As the report indicates, the H200 is built on TSMC’s 4nm process and belongs to NVIDIA’s previous-generation product line. Demand fell sharply over the past year due to export restrictions, resulting in elevated inventory. Sources note that most of this inventory sits with NVIDIA and Taiwanese module assemblers, meaning that once restrictions are lifted, the first beneficiaries will be the Taiwanese firms handling assembly and shipment.
The report adds that U.S. and European customers have already transitioned to Blackwell (the B-series) chips, reducing the significance of the H-series in the high-end market and making it a more suitable alternative for China.
As for whether NVIDIA will increase wafer starts for the H-series, the report notes that the likelihood is low, as the Blackwell line commands higher ASPs and remains in strong demand, and with N4P capacity already tight, resuming production of older chips would divert scarce manufacturing resources.
H200 Revival: From Packaging to Testing, Taiwan Suppliers See Opportunity
If the H200 returns to the market, it could lift utilization rates for advanced packaging and testing capacity. According to the report, institutional investors note that Taiwanese firms such as ASE, Powertech, and KYEC—strong in high-speed transmission, high-frequency packaging, and burn-in testing—would benefit most directly as AI and cloud customers in China resume procurement. The report also adds that because the H200 adopts HBM stacked packaging, it could help restart the pull-in cycle across Taiwan’s AI supply chain.
In addition, the report notes that although major AI server ODMs—including Wistron, Foxconn, Quanta, and Inventec—have been shifting their core products from the Blackwell platform to its successor, the Blackwell Ultra series, OEMs such as Gigabyte and Asus continue to fulfill some H200 orders in markets like Southeast Asia and the Middle East.
Meanwhile, Economic Daily News notes that Inventec is part of the supply chain for Chinese cloud service providers such as Alibaba and Baidu. Institutional investors cited by the report expect that following the H200 export approval, new L6 (motherboard) design and manufacturing orders will emerge, helping drive an increase in Inventec’s server shipments.

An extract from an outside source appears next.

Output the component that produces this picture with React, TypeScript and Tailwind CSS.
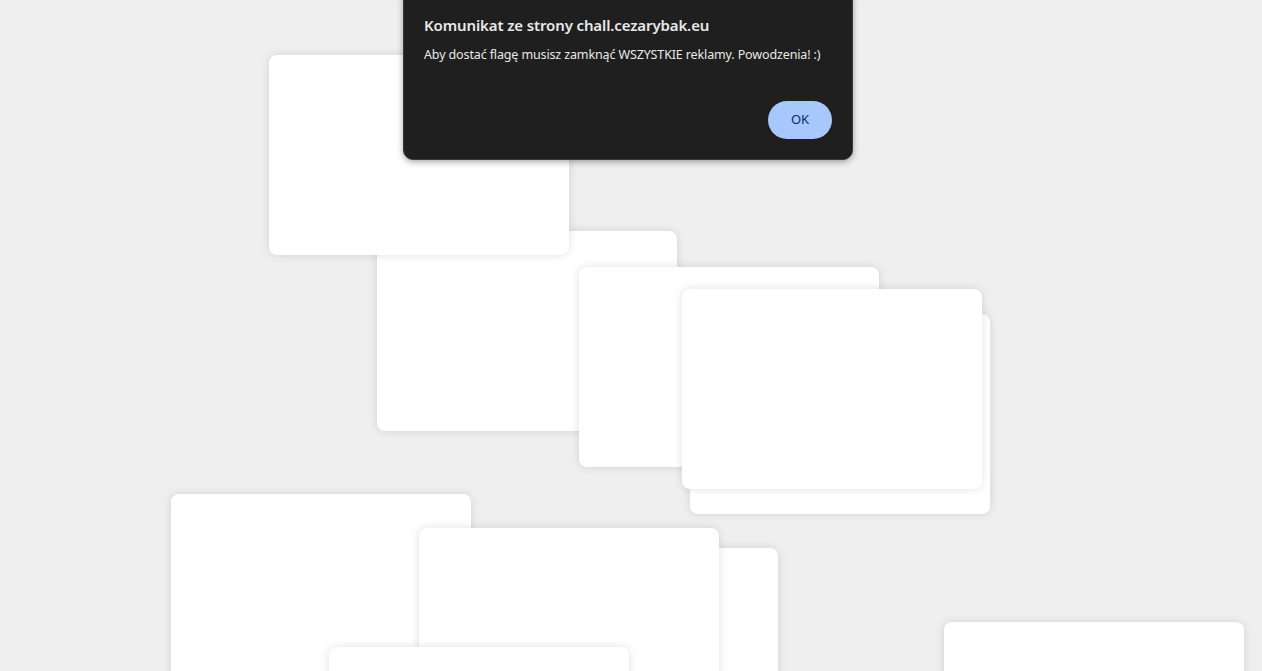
import React from "react";

const cards: { left: number; top: number }[] = [
  // back to front
  { left: 377, top: 231 },
  { left: 269, top: 55 },
  { left: 579, top: 267 },
  { left: 690, top: 314 },
  { left: 682, top: 289 },
  { left: 171, top: 494 },
  { left: 478, top: 548 },
  { left: 419, top: 528 },
  { left: 329, top: 647 },
  { left: 944, top: 622 },
];

export default function App() {
  return (
    <div
      className="relative w-[1262px] h-[671px] overflow-hidden bg-[#efefef]"
      style={{ fontFamily: '"Noto Sans", "Open Sans", sans-serif' }}
    >
      {cards.map((c, i) => (
        <div
          key={i}
          className="absolute w-[300px] h-[200px] bg-white rounded-[8px] shadow-[0_0_10px_rgba(0,0,0,0.12)]"
          style={{ left: c.left, top: c.top }}
        />
      ))}
      <div className="absolute left-[403px] top-[-12px] w-[450px] h-[172px] bg-[#1f1f1f] rounded-[10px] border border-[#3a3a3a] shadow-[0_2px_6px_rgba(0,0,0,0.35)] flex flex-col pt-[26px] px-[20px] pb-[20px]">
        <div className="text-[15px] font-semibold text-[#e8e8e8] leading-[20px] tracking-[-0.12px]">
          Komunikat ze strony chall.cezarybak.eu
        </div>
        <div className="mt-[11px] text-[12.5px] text-[#e8e8e8] leading-[18px] tracking-[-0.13px]">
          Aby dostać flagę musisz zamknąć WSZYSTKIE reklamy. Powodzenia! :)
        </div>
        <div className="mt-auto flex justify-end">
          <button className="w-[64px] h-[38px] rounded-full bg-[#a8c7fa] text-[#062e6f] text-[13px] font-normal">
            OK
          </button>
        </div>
      </div>
    </div>
  );
}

TrendForce predicts that China’s high-end AI chip market will grow by over 60% in 2026. The Chinese government is likely to keep supporting local AI chip independence, helping top IC design companies benefit from government and corporate projects. Consequently, domestic AI chips might increase their market share to about 50%. At the same time, imported products like NVIDIA’s H200 and AMD’s MI325 are expected to hold nearly 30% of the market.